INSTRUCTION:
Start at the first line of the material below and retype each line through the one containing "const [tab, setTab] = useState('upload')", exactly.
BEGIN SUPPLIED DATA
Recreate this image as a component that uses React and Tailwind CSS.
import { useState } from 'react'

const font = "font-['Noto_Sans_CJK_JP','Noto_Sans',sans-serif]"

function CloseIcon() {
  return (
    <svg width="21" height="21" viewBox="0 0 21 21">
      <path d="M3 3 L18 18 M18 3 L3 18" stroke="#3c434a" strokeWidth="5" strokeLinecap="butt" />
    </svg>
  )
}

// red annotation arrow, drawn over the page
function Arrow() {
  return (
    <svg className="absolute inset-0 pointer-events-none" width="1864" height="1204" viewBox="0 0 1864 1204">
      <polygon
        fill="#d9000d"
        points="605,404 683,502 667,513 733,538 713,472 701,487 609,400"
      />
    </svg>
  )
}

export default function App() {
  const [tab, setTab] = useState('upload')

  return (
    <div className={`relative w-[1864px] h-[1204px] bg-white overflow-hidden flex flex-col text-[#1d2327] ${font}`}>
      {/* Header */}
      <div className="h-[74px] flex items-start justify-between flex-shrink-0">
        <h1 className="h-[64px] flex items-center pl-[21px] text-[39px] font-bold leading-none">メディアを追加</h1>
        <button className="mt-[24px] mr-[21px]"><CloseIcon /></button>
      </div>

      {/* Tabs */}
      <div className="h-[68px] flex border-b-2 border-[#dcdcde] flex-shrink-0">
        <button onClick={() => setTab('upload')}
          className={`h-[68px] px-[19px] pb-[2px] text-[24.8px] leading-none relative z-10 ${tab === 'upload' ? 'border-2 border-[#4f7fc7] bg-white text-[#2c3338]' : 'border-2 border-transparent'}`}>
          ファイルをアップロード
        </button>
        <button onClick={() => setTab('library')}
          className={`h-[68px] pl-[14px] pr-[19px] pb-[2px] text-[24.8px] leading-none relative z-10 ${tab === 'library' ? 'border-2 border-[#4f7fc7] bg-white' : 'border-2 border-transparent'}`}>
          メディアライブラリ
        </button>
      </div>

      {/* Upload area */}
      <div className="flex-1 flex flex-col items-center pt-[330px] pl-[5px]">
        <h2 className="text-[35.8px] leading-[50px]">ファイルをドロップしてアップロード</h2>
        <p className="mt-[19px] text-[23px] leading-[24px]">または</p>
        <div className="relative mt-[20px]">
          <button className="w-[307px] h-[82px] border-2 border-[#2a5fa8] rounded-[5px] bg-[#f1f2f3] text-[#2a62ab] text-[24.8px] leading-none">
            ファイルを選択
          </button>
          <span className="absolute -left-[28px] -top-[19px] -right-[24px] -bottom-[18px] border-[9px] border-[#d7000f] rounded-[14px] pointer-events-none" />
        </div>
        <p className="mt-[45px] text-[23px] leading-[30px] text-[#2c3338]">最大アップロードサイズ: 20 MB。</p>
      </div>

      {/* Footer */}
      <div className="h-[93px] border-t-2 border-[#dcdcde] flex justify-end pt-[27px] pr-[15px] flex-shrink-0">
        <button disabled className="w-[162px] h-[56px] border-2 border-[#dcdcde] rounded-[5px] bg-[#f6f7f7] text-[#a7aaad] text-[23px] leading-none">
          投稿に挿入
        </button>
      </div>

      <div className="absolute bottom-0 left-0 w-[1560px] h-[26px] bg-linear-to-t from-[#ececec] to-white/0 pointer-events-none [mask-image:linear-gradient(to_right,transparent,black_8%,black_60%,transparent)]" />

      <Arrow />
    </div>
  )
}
END SUPPLIED DATA
WRITTEN SOLUTION:
Recreate this image as a component that uses React and Tailwind CSS.
import { useState } from 'react'

const font = "font-['Noto_Sans_CJK_JP','Noto_Sans',sans-serif]"

function CloseIcon() {
  return (
    <svg width="21" height="21" viewBox="0 0 21 21">
      <path d="M3 3 L18 18 M18 3 L3 18" stroke="#3c434a" strokeWidth="5" strokeLinecap="butt" />
    </svg>
  )
}

// red annotation arrow, drawn over the page
function Arrow() {
  return (
    <svg className="absolute inset-0 pointer-events-none" width="1864" height="1204" viewBox="0 0 1864 1204">
      <polygon
        fill="#d9000d"
        points="605,404 683,502 667,513 733,538 713,472 701,487 609,400"
      />
    </svg>
  )
}

export default function App() {
  const [tab, setTab] = useState('upload')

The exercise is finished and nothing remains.